While two-thirds of American adults use the internet (including social media) to seek health information, only 11% use a pharmaceutical company website most often. It is intriguing that 2 in 3 adults who seek information about health care online are looking for information on illnesses and conditions from a pharmaceutical company. But the pharma company website isn’t the top-of-mind, go-to place. In fact, 2/3 of health citizens whose households use prescription drugs say their trust in medications is not heavily influenced by advertising by pharmaceutical companies. 

These insights into the new pharmaceutical consumer come out of The Evolving  Consumer and The Pharmaceutical Company Relationship, a survey from Accenture published November 2010.

It isn’t like pharma companies haven’t been spending money on Rx promotion: direct-to-consumer spending by pharmaceutical companies reached about $5 billion in 2008, according to the Congressional Budget Office study published in December 2009. 

But the impact of this spending on health consumers appears to be eroding: only 28% of health information seekers ask their doctor about a drug after seeing an ad (whether in print, radio, internet, or TV). And only one-half say they’ve an increased awareness of symptoms and treatments via pharma advertising. One-half of the health information seekers find pharma advertiisng “helpful,” with 37% finding it “confusing,” Accenture discovered.

One area of medicine consumption that continues to gain traction is consumers’ use of generic drugs. One-half of consumers in the survey see no difference between brands and generics; one-quarter perceive a difference.

One common promotional tactic in pharma is the use of coupons: however, 48% of consumers who are in prescription drug-using households have not seen any Rx coupons. 39% have seen them but not used them, and only 13% have used them.

Accenture conducted this survey in August-September 2010 among 852 U.S. adults. Someone within the respondent’s household was currently taking prescription medications.

Health Populi’s Hot Points:     In the post-recession shopping environment, value is part of American households’ spending paradigms. Accenture found that 46% of drug consuming householders agree that branded prescription drugs are “luxury purchases.”

Consumers have adopted couponing as a household financial management strategy in big numbers. Coupon use is up – 5% up for print coupons, 25% increase for electronic, and 100% lift for social coupons (such as BuyWithMe, eWinWin, and Groupon), according to the Altimeter Group.

Here’s an opportunity for pharmaceutical companies to leverage in the current low-trust, low-value for branded pharma environment: while only 13% of health consumers say they’ve used coupons for purchasing prescription drugs, nearly 50% say they have seen, not used them, but would be open to doing so in the future, illustrated by the second pie chart.
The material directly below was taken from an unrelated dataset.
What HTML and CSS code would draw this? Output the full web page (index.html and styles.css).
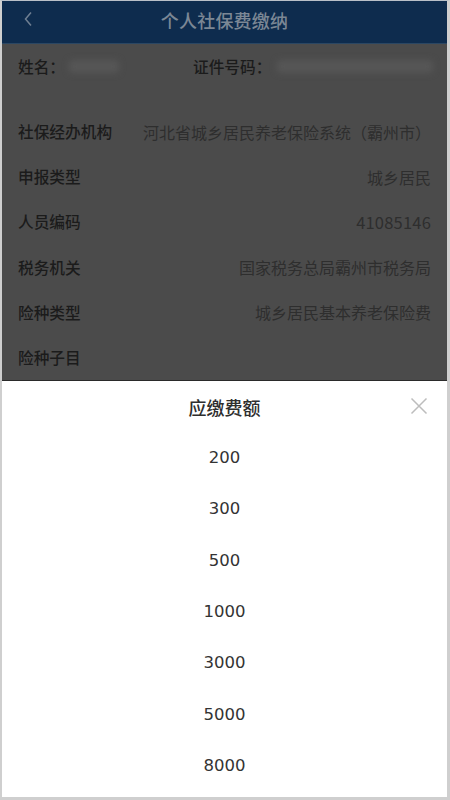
FILE: index.html
```html
<!DOCTYPE html>
<html lang="zh-CN">
<head>
<meta charset="utf-8">
<title>个人社保费缴纳</title>
<link rel="stylesheet" href="styles.css">
</head>
<body>
<div class="frame">
  <div class="page">
    <header class="topbar">
      <svg class="back" width="10" height="16" viewBox="0 0 10 16"><path d="M8 1.5 L2.5 8 L8 14.5" fill="none" stroke="#6f7f92" stroke-width="1.5"/></svg>
      <div class="topbar-title">个人社保费缴纳</div>
    </header>
    <div class="idrow">
      <div class="idcell idcell-name"><span class="lbl">姓名：</span><span class="blur blur-name"></span></div>
      <div class="idcell idcell-no"><span class="lbl">证件号码：</span><span class="blur blur-no"></span></div>
    </div>
    <div class="rows">
      <div class="row"><span class="lbl">社保经办机构</span><span class="val">河北省城乡居民养老保险系统（霸州市）</span></div>
      <div class="row"><span class="lbl">申报类型</span><span class="val">城乡居民</span></div>
      <div class="row"><span class="lbl">人员编码</span><span class="val num">41085146</span></div>
      <div class="row"><span class="lbl">税务机关</span><span class="val">国家税务总局霸州市税务局</span></div>
      <div class="row"><span class="lbl">险种类型</span><span class="val">城乡居民基本养老保险费</span></div>
      <div class="row"><span class="lbl">险种子目</span><span class="val"></span></div>
    </div>
  </div>
  <div class="sheet">
    <div class="sheet-head">
      <span class="sheet-title">应缴费额</span>
      <svg class="close" width="18" height="18" viewBox="0 0 18 18"><path d="M1.5 1.5 L16.5 16.5 M16.5 1.5 L1.5 16.5" fill="none" stroke="#bdbdbd" stroke-width="1.5"/></svg>
    </div>
    <ul class="opts">
      <li class="opt">200</li>
      <li class="opt">300</li>
      <li class="opt">500</li>
      <li class="opt">1000</li>
      <li class="opt">3000</li>
      <li class="opt">5000</li>
      <li class="opt">8000</li>
    </ul>
  </div>
</div>
</body>
</html>
```
FILE: styles.css
```css
* { box-sizing: border-box; }
html, body { margin: 0; padding: 0; }
body {
  width: 450px;
  height: 800px;
  font-family: "Noto Sans CJK SC", "Noto Sans", sans-serif;
  background: #fff;
  overflow: hidden;
}
.frame {
  width: 450px;
  height: 800px;
  display: flex;
  flex-direction: column;
  border-top: 1px solid #b9c0c8;
  border-left: 2px solid #cfcfcf;
  border-right: 3px solid #cfcfcf;
  border-bottom: 3px solid #cfcfcf;
}
.page {
  height: 379px;
  background: #4b4b4b;
  display: flex;
  flex-direction: column;
  flex: none;
}
.topbar {
  height: 43px;
  background: #0e2c4e;
  border-bottom: 1px solid #2b4763;
  position: relative;
  display: flex;
  align-items: center;
  justify-content: center;
  flex: none;
}
.back {
  position: absolute;
  left: 21px;
  top: 10px;
}
.topbar-title {
  color: #7b8795;
  font-size: 18px;
  font-weight: 500;
  letter-spacing: 0.2px;
  margin-top: -4px;
}
.idrow {
  height: 45px;
  display: flex;
  align-items: center;
  padding: 0 14px 0 16px;
  flex: none;
}
.idcell { display: flex; align-items: center; }
.idcell-name { width: 175px; }
.idcell-no { flex: 1; }
.lbl {
  color: #1b1b1b;
  font-size: 15.7px;
  font-weight: 500;
}
.blur {
  display: inline-block;
  height: 13px;
  background: #565656;
  filter: blur(3px);
  border-radius: 4px;
}
.blur-name { width: 50px; margin-left: 4px; }
.blur-no { flex: 1; margin-left: 6px; }
.rows {
  margin-top: 20px;
  display: flex;
  flex-direction: column;
}
.row {
  height: 45.2px;
  display: flex;
  align-items: center;
  justify-content: space-between;
  padding: 0 16px 0 16px;
}
.val {
  color: #2e2e2e;
  font-size: 16px;
}
.val.num {
  font-size: 16.5px;
  letter-spacing: 0.2px;
}
.sheet {
  flex: 1;
  background: #fff;
  border-top: 1px solid #2a2a2a;
  display: flex;
  flex-direction: column;
}
.sheet-head {
  height: 51px;
  position: relative;
  display: flex;
  align-items: center;
  justify-content: center;
  flex: none;
}
.sheet-title {
  color: #2e2e2e;
  font-size: 18px;
  font-weight: 500;
}
.close {
  position: absolute;
  right: 19px;
  top: 16px;
}
.opts {
  list-style: none;
  margin: 0;
  padding: 0;
}
.opt {
  height: 51.3px;
  display: flex;
  align-items: center;
  justify-content: center;
  color: #333;
  font-family: "DejaVu Sans", sans-serif;
  font-size: 16.5px;
}
```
The new pharmaceutical consumer is as value-conscious in health as she is in other aspects of her life, post-recession. She is looking for information on health issues from pharmaceutical companies, but isn’t tapping into pharma company websites first. Between creating usable, engaging content (unbranded, in this case), coupled with compelling purchasing programs that promote value in both the purchase (price) along with consumption (with educational programs and online and mobile tools for health management), the pharma industry can respond to patients’ demands for health engagement.